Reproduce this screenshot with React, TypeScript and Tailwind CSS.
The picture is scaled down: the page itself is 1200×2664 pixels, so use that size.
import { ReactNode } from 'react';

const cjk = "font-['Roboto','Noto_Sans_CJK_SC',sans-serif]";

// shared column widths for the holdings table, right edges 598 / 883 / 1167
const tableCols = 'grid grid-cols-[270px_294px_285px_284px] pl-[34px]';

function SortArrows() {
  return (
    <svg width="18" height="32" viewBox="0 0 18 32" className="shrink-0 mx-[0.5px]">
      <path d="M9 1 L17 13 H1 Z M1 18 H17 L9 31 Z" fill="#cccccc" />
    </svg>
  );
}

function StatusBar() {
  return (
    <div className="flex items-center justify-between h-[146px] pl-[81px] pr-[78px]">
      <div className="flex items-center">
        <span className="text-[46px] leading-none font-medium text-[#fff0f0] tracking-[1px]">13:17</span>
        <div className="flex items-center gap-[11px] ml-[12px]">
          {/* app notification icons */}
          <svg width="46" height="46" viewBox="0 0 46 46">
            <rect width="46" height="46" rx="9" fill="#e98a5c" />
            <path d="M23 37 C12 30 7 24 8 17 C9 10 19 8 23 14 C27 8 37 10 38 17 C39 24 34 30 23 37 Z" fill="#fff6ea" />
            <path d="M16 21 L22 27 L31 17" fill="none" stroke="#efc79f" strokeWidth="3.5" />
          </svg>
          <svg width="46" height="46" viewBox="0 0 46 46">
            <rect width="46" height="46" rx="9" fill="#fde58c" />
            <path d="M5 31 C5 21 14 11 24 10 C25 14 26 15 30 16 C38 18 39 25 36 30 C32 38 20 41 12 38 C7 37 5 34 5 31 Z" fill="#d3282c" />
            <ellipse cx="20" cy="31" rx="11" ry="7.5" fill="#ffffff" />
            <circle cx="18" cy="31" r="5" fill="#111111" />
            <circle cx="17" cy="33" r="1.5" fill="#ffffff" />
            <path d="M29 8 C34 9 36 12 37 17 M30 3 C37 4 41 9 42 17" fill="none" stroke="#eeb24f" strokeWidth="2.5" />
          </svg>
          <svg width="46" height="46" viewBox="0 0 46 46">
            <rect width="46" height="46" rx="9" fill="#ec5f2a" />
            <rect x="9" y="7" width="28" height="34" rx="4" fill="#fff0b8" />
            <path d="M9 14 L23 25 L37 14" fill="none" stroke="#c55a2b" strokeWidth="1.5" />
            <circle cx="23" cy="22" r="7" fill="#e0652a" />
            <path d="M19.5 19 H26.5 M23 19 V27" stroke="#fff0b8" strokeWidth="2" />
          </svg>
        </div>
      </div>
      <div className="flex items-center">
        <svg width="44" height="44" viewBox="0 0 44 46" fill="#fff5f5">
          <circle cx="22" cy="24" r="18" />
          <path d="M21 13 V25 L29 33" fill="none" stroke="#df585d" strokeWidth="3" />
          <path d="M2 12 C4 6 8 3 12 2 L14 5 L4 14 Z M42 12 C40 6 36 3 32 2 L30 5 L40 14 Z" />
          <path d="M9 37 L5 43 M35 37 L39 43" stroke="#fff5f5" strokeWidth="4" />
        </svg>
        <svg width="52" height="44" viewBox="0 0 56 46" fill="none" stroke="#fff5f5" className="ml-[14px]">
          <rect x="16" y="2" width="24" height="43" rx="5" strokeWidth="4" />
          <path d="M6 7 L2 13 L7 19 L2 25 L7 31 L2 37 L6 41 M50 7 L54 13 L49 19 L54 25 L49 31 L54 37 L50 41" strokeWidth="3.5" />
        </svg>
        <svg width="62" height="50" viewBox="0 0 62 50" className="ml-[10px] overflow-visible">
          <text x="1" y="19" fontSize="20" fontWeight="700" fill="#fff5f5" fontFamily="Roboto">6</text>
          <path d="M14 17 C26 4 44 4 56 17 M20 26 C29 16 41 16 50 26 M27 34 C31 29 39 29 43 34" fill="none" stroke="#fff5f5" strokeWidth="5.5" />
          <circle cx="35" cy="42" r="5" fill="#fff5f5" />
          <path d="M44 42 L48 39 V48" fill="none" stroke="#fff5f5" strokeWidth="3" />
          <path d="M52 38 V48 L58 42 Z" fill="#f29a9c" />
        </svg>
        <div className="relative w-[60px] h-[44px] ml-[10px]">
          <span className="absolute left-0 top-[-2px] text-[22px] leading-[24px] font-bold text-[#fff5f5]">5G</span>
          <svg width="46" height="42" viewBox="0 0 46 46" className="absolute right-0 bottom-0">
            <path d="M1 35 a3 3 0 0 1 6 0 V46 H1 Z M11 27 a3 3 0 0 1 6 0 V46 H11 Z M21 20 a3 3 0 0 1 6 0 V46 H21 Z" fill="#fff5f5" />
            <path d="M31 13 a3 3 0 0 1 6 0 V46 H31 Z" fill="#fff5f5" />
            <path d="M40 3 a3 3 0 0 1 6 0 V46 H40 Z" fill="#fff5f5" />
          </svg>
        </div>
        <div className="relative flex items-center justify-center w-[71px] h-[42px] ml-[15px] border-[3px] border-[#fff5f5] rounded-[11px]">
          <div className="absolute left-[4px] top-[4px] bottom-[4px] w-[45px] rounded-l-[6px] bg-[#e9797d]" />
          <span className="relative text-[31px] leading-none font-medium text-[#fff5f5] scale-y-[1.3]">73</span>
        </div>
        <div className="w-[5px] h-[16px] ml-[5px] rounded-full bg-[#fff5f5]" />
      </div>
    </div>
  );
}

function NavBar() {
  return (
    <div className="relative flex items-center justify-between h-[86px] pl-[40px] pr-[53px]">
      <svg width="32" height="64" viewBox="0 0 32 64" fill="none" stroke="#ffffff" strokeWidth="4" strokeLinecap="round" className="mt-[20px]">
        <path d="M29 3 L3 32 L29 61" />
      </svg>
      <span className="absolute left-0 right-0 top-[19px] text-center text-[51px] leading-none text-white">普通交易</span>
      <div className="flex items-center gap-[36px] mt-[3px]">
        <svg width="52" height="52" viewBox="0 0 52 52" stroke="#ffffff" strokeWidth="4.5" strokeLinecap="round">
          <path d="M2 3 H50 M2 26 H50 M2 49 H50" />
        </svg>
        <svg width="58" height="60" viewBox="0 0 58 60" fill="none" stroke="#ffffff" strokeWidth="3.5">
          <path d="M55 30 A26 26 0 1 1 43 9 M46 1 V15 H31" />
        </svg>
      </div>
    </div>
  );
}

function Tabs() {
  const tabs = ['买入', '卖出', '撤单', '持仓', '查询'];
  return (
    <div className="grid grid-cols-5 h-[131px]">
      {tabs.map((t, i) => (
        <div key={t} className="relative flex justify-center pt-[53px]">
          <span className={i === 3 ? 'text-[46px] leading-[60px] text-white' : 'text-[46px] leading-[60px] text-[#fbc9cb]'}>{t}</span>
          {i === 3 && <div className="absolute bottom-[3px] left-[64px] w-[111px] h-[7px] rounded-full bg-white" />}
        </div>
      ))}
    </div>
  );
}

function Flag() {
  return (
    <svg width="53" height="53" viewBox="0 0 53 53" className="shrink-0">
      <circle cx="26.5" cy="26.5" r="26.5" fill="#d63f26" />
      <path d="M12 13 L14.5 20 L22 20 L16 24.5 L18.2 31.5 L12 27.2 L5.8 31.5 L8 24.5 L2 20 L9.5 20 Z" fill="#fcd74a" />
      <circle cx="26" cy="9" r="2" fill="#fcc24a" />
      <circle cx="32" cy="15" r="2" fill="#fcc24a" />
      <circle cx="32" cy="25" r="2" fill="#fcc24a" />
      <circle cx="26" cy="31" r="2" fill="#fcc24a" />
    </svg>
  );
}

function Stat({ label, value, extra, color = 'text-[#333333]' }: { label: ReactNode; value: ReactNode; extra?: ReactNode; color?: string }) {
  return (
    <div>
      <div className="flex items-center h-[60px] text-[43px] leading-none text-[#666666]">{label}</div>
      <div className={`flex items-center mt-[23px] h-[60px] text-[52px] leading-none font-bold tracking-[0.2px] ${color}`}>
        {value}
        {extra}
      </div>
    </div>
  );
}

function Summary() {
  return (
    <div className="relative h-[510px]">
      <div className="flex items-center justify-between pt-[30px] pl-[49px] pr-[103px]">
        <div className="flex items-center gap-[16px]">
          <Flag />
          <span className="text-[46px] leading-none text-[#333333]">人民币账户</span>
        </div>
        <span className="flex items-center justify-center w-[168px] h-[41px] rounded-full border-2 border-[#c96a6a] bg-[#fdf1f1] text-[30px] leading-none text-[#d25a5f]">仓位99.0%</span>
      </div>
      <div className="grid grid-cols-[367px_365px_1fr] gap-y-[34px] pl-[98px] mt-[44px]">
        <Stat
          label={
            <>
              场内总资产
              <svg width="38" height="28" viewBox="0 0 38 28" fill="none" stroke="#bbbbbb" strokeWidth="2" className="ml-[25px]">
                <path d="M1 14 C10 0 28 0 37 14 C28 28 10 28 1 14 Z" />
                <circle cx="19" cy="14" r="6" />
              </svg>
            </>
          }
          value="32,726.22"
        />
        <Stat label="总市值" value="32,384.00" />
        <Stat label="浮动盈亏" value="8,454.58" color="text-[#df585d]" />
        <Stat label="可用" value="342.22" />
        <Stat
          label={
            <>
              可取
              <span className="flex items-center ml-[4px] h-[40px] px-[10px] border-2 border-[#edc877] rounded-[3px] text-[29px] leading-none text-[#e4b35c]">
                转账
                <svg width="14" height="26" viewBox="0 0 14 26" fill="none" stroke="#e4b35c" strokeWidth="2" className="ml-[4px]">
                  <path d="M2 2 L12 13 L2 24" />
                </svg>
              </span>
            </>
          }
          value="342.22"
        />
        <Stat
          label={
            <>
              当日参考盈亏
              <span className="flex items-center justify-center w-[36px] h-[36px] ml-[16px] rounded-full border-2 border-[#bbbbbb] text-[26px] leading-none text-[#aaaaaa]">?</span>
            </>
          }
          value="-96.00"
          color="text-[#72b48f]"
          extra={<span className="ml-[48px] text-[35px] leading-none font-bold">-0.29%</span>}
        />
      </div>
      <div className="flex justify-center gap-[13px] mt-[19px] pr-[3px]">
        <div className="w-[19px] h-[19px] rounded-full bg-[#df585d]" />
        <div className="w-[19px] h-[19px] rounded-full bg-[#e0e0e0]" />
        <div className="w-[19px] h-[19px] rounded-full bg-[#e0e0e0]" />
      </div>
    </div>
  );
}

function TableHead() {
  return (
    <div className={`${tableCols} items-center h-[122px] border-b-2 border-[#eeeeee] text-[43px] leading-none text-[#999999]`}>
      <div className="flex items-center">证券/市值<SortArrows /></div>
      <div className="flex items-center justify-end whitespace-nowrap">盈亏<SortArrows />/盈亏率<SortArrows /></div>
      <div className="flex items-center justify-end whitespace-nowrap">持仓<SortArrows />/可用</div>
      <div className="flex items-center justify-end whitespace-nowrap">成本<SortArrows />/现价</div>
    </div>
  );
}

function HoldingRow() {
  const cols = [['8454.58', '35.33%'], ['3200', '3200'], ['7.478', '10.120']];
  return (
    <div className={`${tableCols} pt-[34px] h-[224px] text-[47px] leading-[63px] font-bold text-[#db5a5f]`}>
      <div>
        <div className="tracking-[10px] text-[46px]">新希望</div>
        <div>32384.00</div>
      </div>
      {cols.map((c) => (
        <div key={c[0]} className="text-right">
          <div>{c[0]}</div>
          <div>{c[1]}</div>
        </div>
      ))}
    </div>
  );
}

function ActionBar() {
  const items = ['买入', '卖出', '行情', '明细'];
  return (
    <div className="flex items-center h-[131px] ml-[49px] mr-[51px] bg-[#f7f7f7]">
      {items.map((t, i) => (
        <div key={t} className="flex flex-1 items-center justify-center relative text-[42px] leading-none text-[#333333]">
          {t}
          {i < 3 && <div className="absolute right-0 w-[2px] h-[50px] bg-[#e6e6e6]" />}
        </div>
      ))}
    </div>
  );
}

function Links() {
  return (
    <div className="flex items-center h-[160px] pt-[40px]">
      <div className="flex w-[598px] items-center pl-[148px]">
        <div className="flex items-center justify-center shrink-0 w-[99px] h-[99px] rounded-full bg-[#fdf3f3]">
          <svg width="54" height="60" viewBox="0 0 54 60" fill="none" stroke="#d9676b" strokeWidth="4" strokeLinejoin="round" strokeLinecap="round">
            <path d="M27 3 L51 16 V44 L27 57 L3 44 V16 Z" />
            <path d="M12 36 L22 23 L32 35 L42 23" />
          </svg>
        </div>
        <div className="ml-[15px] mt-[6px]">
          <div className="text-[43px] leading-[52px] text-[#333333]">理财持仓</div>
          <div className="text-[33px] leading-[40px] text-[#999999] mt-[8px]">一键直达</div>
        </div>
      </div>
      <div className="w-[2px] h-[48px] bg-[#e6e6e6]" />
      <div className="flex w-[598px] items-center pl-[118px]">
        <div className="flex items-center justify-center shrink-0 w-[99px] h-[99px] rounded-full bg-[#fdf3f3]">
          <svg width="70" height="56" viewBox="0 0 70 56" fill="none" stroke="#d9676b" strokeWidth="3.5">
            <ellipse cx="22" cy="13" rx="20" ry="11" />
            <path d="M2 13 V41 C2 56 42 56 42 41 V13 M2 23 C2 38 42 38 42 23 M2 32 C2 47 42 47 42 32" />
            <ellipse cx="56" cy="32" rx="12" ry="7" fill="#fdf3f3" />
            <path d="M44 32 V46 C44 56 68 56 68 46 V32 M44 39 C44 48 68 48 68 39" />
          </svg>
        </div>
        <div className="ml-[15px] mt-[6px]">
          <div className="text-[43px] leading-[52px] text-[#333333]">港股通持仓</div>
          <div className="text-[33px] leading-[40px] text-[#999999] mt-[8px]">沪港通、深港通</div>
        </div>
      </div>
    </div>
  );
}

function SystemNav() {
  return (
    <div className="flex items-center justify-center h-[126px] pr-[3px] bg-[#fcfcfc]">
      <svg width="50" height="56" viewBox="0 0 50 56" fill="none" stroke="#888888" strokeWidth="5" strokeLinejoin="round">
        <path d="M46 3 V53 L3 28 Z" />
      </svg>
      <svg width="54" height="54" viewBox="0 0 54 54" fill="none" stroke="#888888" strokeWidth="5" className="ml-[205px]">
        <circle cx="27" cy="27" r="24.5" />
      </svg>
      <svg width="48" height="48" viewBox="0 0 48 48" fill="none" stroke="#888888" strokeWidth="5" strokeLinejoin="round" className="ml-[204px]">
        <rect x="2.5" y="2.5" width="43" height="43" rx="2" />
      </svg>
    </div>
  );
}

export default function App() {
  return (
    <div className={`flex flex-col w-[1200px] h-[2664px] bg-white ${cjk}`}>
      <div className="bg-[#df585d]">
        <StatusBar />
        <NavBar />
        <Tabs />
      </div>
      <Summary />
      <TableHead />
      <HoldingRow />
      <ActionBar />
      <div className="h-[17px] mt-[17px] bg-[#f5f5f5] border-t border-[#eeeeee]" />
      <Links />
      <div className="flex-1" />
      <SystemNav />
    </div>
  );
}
- - - - - - -
> Directions
Your task is to quote the lines above, beginning with the first and ending with the one that holds "const tableCols = 'grid".

> Answer to the problem
Reproduce this screenshot with React, TypeScript and Tailwind CSS.
The picture is scaled down: the page itself is 1200×2664 pixels, so use that size.
import { ReactNode } from 'react';

const cjk = "font-['Roboto','Noto_Sans_CJK_SC',sans-serif]";

// shared column widths for the holdings table, right edges 598 / 883 / 1167
const tableCols = 'grid grid-cols-[270px_294px_285px_284px] pl-[34px]';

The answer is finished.